Provided material
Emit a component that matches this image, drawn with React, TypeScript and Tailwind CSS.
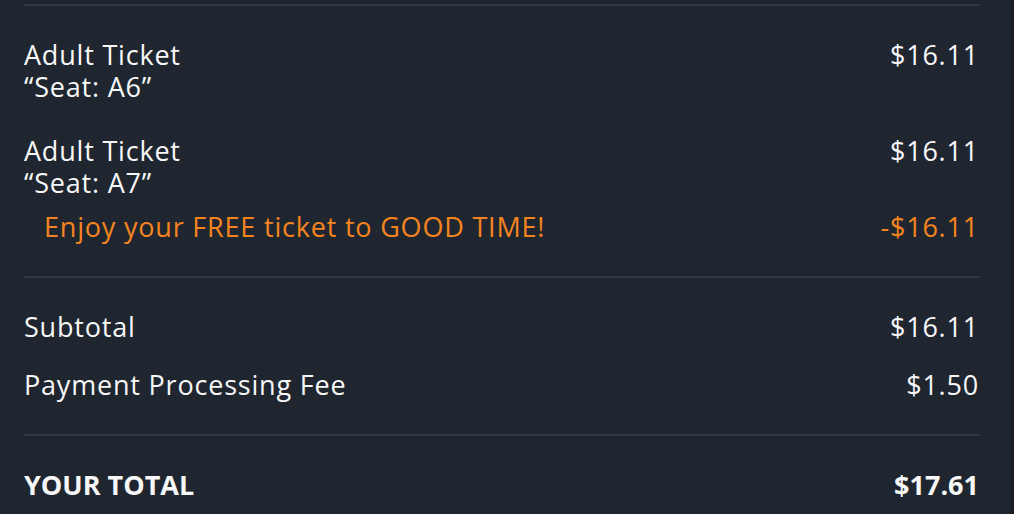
const lines = [
  { label: "Adult Ticket", note: "“Seat: A6”", price: "$16.11" },
  { label: "Adult Ticket", note: "“Seat: A7”", price: "$16.11", promo: { text: "Enjoy your FREE ticket to GOOD TIME!", amount: "-$16.11" } },
];

function Divider({ className = "" }: { className?: string }) {
  return <div className={`h-[2px] bg-[#2b3949] mr-[-1px] ${className}`} />;
}

export default function App() {
  return (
    <div className="flex min-h-screen bg-[#1f2630] text-[27px] leading-[32px] tracking-[0.8px] text-[#f7f7f7] font-['Open_Sans',sans-serif] [font-variant-ligatures:none]">
      <div className="flex-1 pl-6 pr-[31px] pt-1">
        <Divider />
        <div className="mt-[33px]">
          {lines.map((l, i) => (
            <div key={i} className={i > 0 ? "mt-8" : ""}>
              <div className="flex justify-between">
                <span>{l.label}</span>
                <span>{l.price}</span>
              </div>
              <div>{l.note}</div>
              {l.promo && (
                <div className="mt-3 flex justify-between pl-5 text-[#f5841f]">
                  <span>{l.promo.text}</span>
                  <span>{l.promo.amount}</span>
                </div>
              )}
            </div>
          ))}
        </div>
        <Divider className="mt-[33px]" />
        <div className="mt-[33px] flex justify-between">
          <span>Subtotal</span>
          <span>$16.11</span>
        </div>
        <div className="mt-[26px] flex justify-between">
          <span>Payment Processing Fee</span>
          <span>$1.50</span>
        </div>
        <Divider className="mt-[33px]" />
        <div className="mt-[33px] flex justify-between font-bold tracking-normal">
          <span>YOUR TOTAL</span>
          <span>$17.61</span>
        </div>
      </div>
      <div className="w-1 bg-[#1a1f26]" />
    </div>
  );
}
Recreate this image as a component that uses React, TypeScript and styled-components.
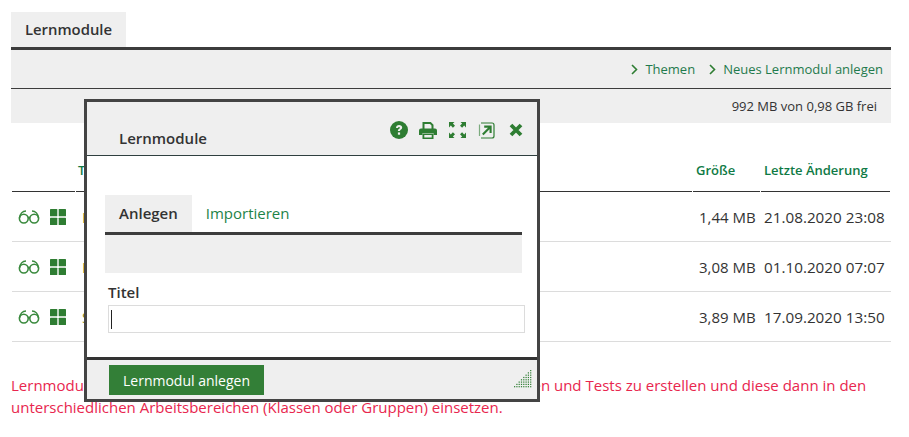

Exercise description
Return all of the entries word for word, but omit the pictures.

Full solution
Emit a component that matches this image, drawn with React, TypeScript and Tailwind CSS.
const lines = [
  { label: "Adult Ticket", note: "“Seat: A6”", price: "$16.11" },
  { label: "Adult Ticket", note: "“Seat: A7”", price: "$16.11", promo: { text: "Enjoy your FREE ticket to GOOD TIME!", amount: "-$16.11" } },
];

function Divider({ className = "" }: { className?: string }) {
  return <div className={`h-[2px] bg-[#2b3949] mr-[-1px] ${className}`} />;
}

export default function App() {
  return (
    <div className="flex min-h-screen bg-[#1f2630] text-[27px] leading-[32px] tracking-[0.8px] text-[#f7f7f7] font-['Open_Sans',sans-serif] [font-variant-ligatures:none]">
      <div className="flex-1 pl-6 pr-[31px] pt-1">
        <Divider />
        <div className="mt-[33px]">
          {lines.map((l, i) => (
            <div key={i} className={i > 0 ? "mt-8" : ""}>
              <div className="flex justify-between">
                <span>{l.label}</span>
                <span>{l.price}</span>
              </div>
              <div>{l.note}</div>
              {l.promo && (
                <div className="mt-3 flex justify-between pl-5 text-[#f5841f]">
                  <span>{l.promo.text}</span>
                  <span>{l.promo.amount}</span>
                </div>
              )}
            </div>
          ))}
        </div>
        <Divider className="mt-[33px]" />
        <div className="mt-[33px] flex justify-between">
          <span>Subtotal</span>
          <span>$16.11</span>
        </div>
        <div className="mt-[26px] flex justify-between">
          <span>Payment Processing Fee</span>
          <span>$1.50</span>
        </div>
        <Divider className="mt-[33px]" />
        <div className="mt-[33px] flex justify-between font-bold tracking-normal">
          <span>YOUR TOTAL</span>
          <span>$17.61</span>
        </div>
      </div>
      <div className="w-1 bg-[#1a1f26]" />
    </div>
  );
}
Recreate this image as a component that uses React, TypeScript and styled-components.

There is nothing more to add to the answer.